L’omicidio di Persico alias "Coca Cola" non fu di camorra - Le Cronache
Salerno

L’omicidio di Persico alias “Coca Cola” non fu di camorra

L’omicidio di Persico alias “Coca Cola” non fu di camorra

Pina Ferro

 

Omicidio di Vincenzo Persico, alias Coca Cola, rideterminata la pena per i tre imputati. La sentenza della Corte d’Assise e d’Appello è arrivata nella giornata di ieri a seguito dell’annullamento con rinvio della sentenza di secondo da parte della Corte di Cassazione a cui avevano fatto appello i tre imputati. La rideterminazione si è resa necessaria a seguito della esclusione dell’aggravante da parte dei giudici capitolini del metodo mafioso. Ieri, i giudici di Assise e di Appello del Tribunale di Salerno hanno condannato il killer Alberto Volpicelli a 14 anni (in precednza era stato condannato a 19 anni), Domenico Lamberti, alias Mimmo ’a Mafia, a 12 anni (in precednza era stato condannato a 16 anni), e Angelo Di Lucia 10 anni 10 mesi e 20 gioni (in precednza era stato condannato a 14 anni).
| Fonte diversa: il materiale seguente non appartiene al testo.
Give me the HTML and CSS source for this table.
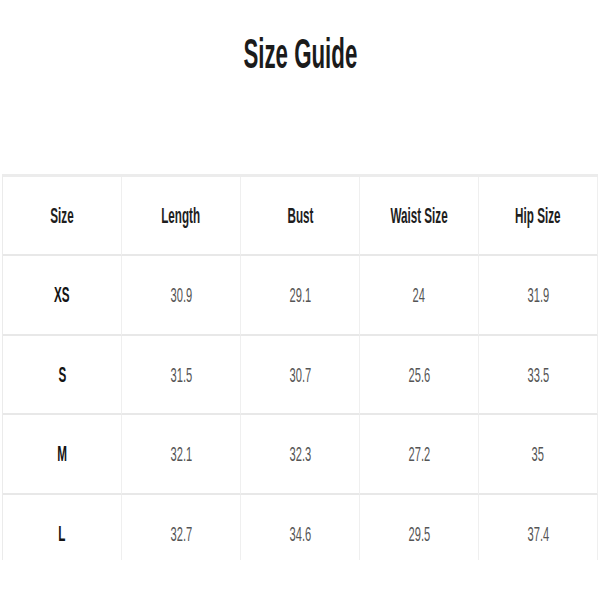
FILE: index.html
```html
<!DOCTYPE html>
<html lang="en">
<head>
<meta charset="utf-8">
<title>Size Guide</title>
<link rel="stylesheet" href="styles.css">
</head>
<body>
<div class="page">
  <header class="title-block">
    <h1 class="title"><span class="squeeze">Size Guide</span></h1>
  </header>
  <div class="table-wrap">
    <table class="size-table">
      <thead>
        <tr>
          <th><span class="squeeze">Size</span></th>
          <th><span class="squeeze">Length</span></th>
          <th><span class="squeeze">Bust</span></th>
          <th><span class="squeeze">Waist Size</span></th>
          <th><span class="squeeze">Hip Size</span></th>
        </tr>
      </thead>
      <tbody>
        <tr>
          <th class="size"><span class="squeeze">XS</span></th>
          <td><span class="squeeze">30.9</span></td>
          <td><span class="squeeze">29.1</span></td>
          <td><span class="squeeze">24</span></td>
          <td><span class="squeeze">31.9</span></td>
        </tr>
        <tr>
          <th class="size"><span class="squeeze">S</span></th>
          <td><span class="squeeze">31.5</span></td>
          <td><span class="squeeze">30.7</span></td>
          <td><span class="squeeze">25.6</span></td>
          <td><span class="squeeze">33.5</span></td>
        </tr>
        <tr>
          <th class="size"><span class="squeeze">M</span></th>
          <td><span class="squeeze">32.1</span></td>
          <td><span class="squeeze">32.3</span></td>
          <td><span class="squeeze">27.2</span></td>
          <td><span class="squeeze">35</span></td>
        </tr>
        <tr>
          <th class="size"><span class="squeeze">L</span></th>
          <td><span class="squeeze">32.7</span></td>
          <td><span class="squeeze">34.6</span></td>
          <td><span class="squeeze">29.5</span></td>
          <td><span class="squeeze">37.4</span></td>
        </tr>
      </tbody>
    </table>
  </div>
</div>
</body>
</html>
```

FILE: styles.css
```css
html, body {
  margin: 0;
  padding: 0;
  background: #ffffff;
}

body {
  font-family: "Liberation Sans", Arial, sans-serif;
  color: #1c1c1c;
}

.page {
  width: 600px;
}

.title-block {
  height: 174px;
  padding-top: 30px;
  box-sizing: border-box;
  text-align: center;
}

.title {
  margin: 0;
  font-size: 42px;
  line-height: 48px;
  font-weight: 700;
  color: #1b1b1b;
}

.squeeze {
  display: inline-block;
  transform: scaleX(0.53);
  white-space: nowrap;
}

.table-wrap {
  margin: 0 2px;
  height: 386px;
  overflow: hidden;
}

.size-table {
  width: 596px;
  table-layout: fixed;
  border-collapse: separate;
  border-spacing: 0;
  border-top: 3px solid #ececec;
  border-left: 1px solid #ebebeb;
}

.size-table th,
.size-table td {
  height: 77.7px;
  padding: 0;
  text-align: center;
  vertical-align: middle;
  border-right: 1px solid #efefef;
  border-bottom: 2px solid #e8e8e8;
}

.size-table thead th {
  height: 77px;
  font-size: 22px;
  font-weight: 700;
  color: #1e1e1e;
}

.size-table th.size {
  font-size: 22px;
  font-weight: 700;
  color: #141414;
}

.size-table td {
  font-size: 21px;
  font-weight: 400;
  color: #555555;
}
```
Tutti e tre avevano fatto ricorso alla Suprema Corte. Il collegio difensivo era composto, tra gli altri, dagli avvocati Mario Pastorino, Massimo ed Emiliano Torre. L’omicidio, avvenuto nel gennaio del 2014, maturò nell’ambito della guerra per la spartizione delle piazze di spaccio nei Picentini. Il 27enne del centro storico di Salerno, soprannominato Enzo “coca cola”, si era da poco trasferito a Montecorvino ospite della sorella. Il trasferimento avvenne in virtù di un obbligo di dimora legato a una condanna per rapina. Persico, figlio del boss Ciro Persico, fin dal suo arrivo nel territorio dei Picentini avrebbe cercato di ritagliarsi un ruolo negli affari illeciti della zona, anche a costo di pestare i piedi al gruppo delinquenziale di cui Volpicelli faceva parte. La sera dell’omicidio, Volpicelli e Persico ebbero un litigio: Persico schiaffeggiò il rivale. Quel litigio avvenuto dinanzi all’abitazione di Nicola Brunetto (anche egli imputato nel processo e condannato a sei anni e otto mesi), All’epoca il sostituto procuratore Vincenzo Montemurro nel corso delle indagini ha ricostruito che lo schiaffo fu l’ultimo atto di un braccio di ferro, un affronto che Volpicelli decise di lavare col sangue e per il quale corse da Lamberti (individuato come il suo superiore gerarchico) chiedendogli la calibro 9×21 per attuare la vendetta. Poi tornò da Brunetto e insieme a De Lucia (che aveva assistito all’alterco e guidò lo scooter per l’agguato ) si fece dare sciarpa e guanti per commettere il delitto.